To do – Check each line of the listing, and copy it if it contains the word "source".

Record list –
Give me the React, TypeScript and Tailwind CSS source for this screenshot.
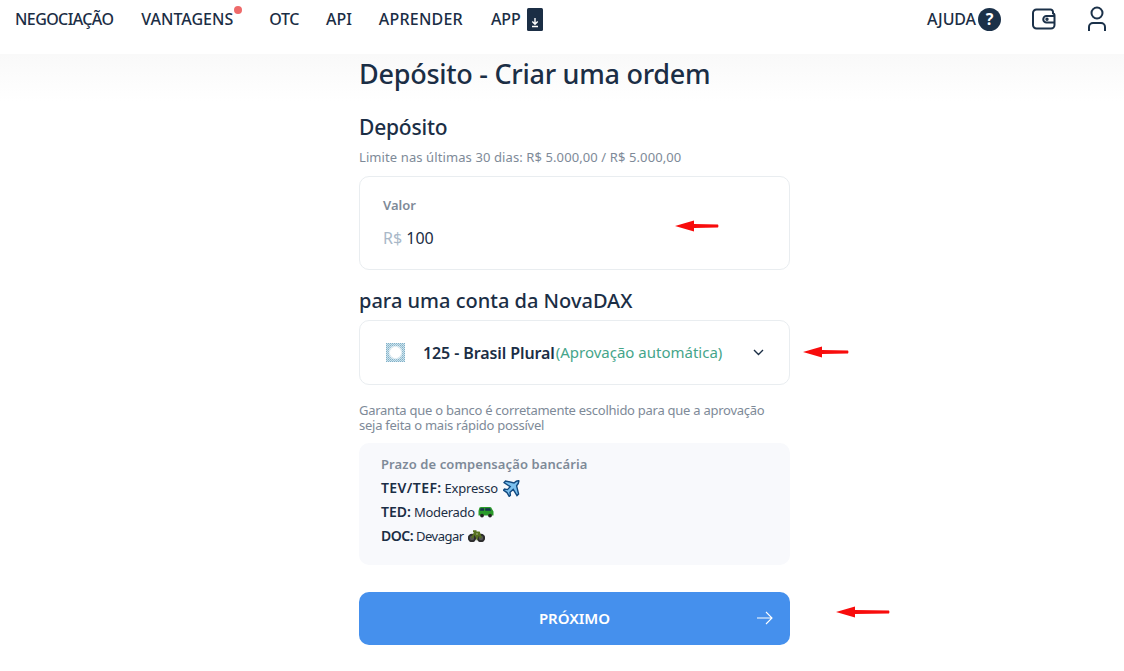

* * *

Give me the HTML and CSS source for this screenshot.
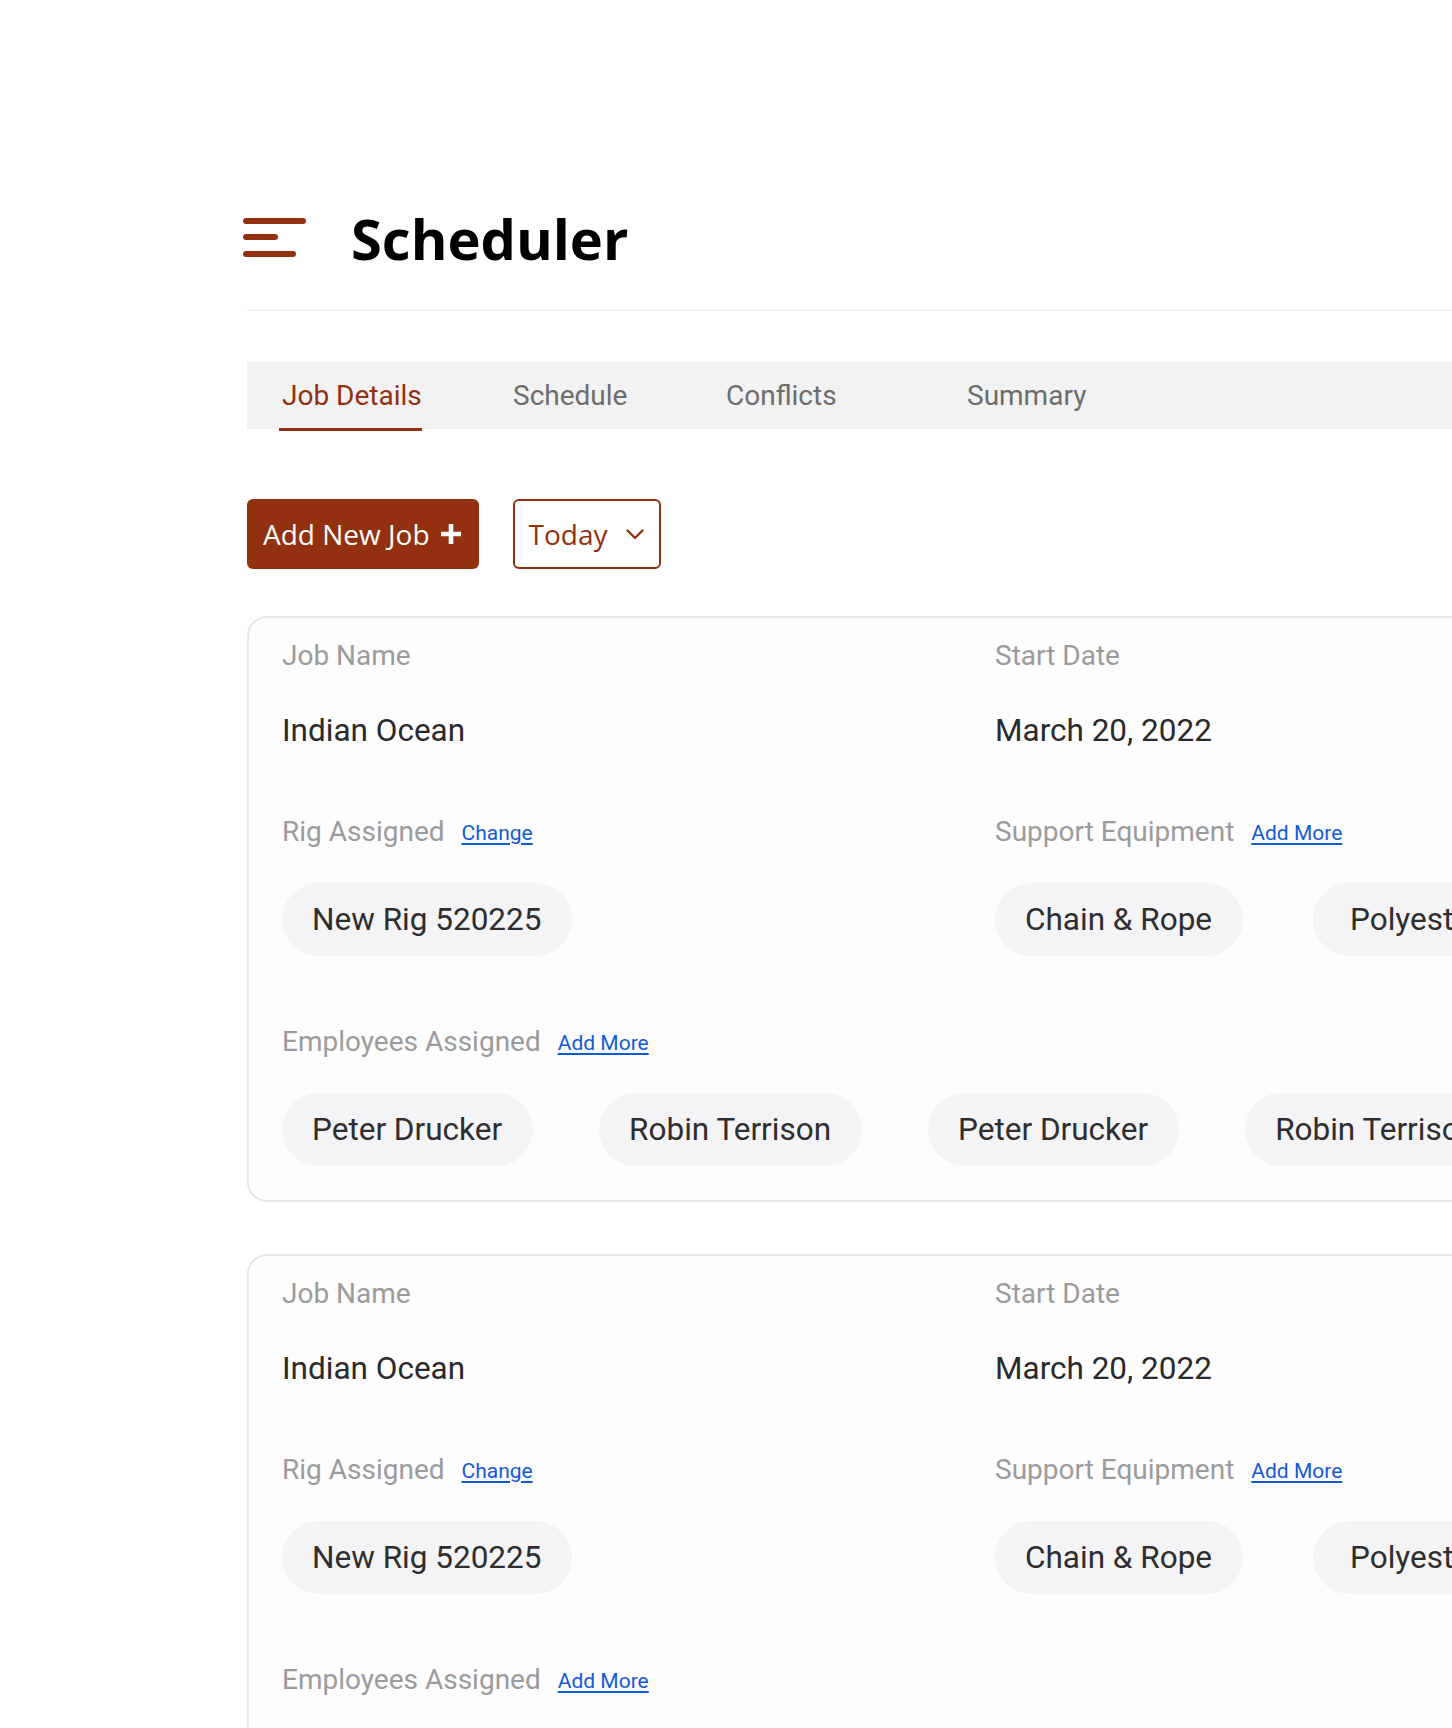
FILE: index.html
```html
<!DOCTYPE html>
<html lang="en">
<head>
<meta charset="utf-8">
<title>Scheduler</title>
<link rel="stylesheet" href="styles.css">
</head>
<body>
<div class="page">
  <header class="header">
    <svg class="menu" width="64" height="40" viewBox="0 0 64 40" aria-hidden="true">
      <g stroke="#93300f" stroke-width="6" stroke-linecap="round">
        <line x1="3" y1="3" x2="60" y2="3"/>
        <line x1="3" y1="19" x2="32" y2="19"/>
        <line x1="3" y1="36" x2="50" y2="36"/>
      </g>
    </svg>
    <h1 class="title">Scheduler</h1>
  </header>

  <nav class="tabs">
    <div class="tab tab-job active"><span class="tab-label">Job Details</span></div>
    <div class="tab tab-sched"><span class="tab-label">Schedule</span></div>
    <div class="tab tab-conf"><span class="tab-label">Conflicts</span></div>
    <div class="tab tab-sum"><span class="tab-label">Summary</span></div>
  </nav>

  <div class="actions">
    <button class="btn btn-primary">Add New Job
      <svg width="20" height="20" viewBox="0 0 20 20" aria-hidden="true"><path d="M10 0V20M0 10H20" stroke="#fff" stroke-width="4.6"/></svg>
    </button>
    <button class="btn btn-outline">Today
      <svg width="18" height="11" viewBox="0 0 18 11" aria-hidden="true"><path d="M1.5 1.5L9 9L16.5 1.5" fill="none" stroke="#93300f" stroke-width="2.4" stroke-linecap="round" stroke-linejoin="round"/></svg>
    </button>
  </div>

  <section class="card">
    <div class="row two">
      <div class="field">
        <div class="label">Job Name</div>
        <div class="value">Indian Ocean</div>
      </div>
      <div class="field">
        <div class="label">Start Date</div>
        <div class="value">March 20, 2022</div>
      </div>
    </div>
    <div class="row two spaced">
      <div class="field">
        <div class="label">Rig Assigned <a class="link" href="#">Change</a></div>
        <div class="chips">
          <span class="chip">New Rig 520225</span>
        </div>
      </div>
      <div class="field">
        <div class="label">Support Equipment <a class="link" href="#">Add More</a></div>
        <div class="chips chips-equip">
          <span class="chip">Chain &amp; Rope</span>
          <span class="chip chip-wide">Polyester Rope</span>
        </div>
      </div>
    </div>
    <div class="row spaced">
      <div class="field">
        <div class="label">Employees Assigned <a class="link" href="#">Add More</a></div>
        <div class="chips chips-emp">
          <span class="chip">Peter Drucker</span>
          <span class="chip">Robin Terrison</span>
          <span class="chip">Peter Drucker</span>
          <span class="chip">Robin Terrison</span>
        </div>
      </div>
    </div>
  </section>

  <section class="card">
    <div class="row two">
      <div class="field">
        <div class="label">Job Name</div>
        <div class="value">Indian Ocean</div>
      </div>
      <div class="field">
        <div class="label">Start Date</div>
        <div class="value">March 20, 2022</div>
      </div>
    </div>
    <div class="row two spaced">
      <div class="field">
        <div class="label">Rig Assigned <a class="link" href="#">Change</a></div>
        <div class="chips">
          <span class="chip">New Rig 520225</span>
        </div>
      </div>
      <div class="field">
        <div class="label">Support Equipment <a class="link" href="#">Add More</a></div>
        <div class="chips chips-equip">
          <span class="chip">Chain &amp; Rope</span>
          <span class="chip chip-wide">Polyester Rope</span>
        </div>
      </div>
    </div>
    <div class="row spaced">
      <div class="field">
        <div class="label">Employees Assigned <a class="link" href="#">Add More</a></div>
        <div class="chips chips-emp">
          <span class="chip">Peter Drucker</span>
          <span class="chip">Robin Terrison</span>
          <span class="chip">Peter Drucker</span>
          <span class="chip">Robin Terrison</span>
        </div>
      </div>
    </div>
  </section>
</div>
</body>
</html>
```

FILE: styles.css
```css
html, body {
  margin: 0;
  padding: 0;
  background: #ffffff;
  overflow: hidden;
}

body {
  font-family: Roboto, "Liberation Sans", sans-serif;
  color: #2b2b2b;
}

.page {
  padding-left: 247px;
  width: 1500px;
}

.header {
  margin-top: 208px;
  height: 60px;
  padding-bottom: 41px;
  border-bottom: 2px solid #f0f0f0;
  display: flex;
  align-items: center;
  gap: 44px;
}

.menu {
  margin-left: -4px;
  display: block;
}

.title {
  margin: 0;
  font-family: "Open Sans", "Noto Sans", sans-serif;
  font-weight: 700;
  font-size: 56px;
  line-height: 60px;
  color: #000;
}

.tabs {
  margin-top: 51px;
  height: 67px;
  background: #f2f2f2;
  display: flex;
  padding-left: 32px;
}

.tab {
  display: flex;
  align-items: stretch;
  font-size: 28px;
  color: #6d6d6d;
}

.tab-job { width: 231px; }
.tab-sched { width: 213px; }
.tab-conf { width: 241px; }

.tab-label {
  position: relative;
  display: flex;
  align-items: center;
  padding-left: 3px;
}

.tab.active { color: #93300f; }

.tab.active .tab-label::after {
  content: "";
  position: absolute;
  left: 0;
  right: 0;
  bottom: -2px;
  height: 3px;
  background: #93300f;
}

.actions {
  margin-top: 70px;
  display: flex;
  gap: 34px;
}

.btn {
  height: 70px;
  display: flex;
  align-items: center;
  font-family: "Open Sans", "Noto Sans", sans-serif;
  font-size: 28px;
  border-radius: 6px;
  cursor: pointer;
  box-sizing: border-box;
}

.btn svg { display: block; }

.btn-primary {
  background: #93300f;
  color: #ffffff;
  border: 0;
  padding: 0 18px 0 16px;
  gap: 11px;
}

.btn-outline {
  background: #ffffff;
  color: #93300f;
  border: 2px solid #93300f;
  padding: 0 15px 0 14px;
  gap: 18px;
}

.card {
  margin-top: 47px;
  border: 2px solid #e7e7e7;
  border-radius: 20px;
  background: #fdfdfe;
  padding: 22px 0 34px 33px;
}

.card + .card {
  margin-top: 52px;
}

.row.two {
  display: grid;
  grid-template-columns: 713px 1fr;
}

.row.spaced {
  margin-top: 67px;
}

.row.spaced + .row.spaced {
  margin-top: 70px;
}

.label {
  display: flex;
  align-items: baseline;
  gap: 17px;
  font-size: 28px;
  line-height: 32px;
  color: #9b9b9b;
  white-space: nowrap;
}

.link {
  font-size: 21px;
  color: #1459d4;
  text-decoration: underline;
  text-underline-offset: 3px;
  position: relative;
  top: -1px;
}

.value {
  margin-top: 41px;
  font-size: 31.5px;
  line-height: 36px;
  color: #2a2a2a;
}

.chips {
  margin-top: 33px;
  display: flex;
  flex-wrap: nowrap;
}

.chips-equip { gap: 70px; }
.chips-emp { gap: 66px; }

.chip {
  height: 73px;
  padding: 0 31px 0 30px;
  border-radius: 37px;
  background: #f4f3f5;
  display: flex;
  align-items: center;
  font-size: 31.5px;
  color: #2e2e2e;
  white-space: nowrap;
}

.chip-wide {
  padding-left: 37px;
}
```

Solution –
Give me the React, TypeScript and Tailwind CSS source for this screenshot.
Give me the HTML and CSS source for this screenshot.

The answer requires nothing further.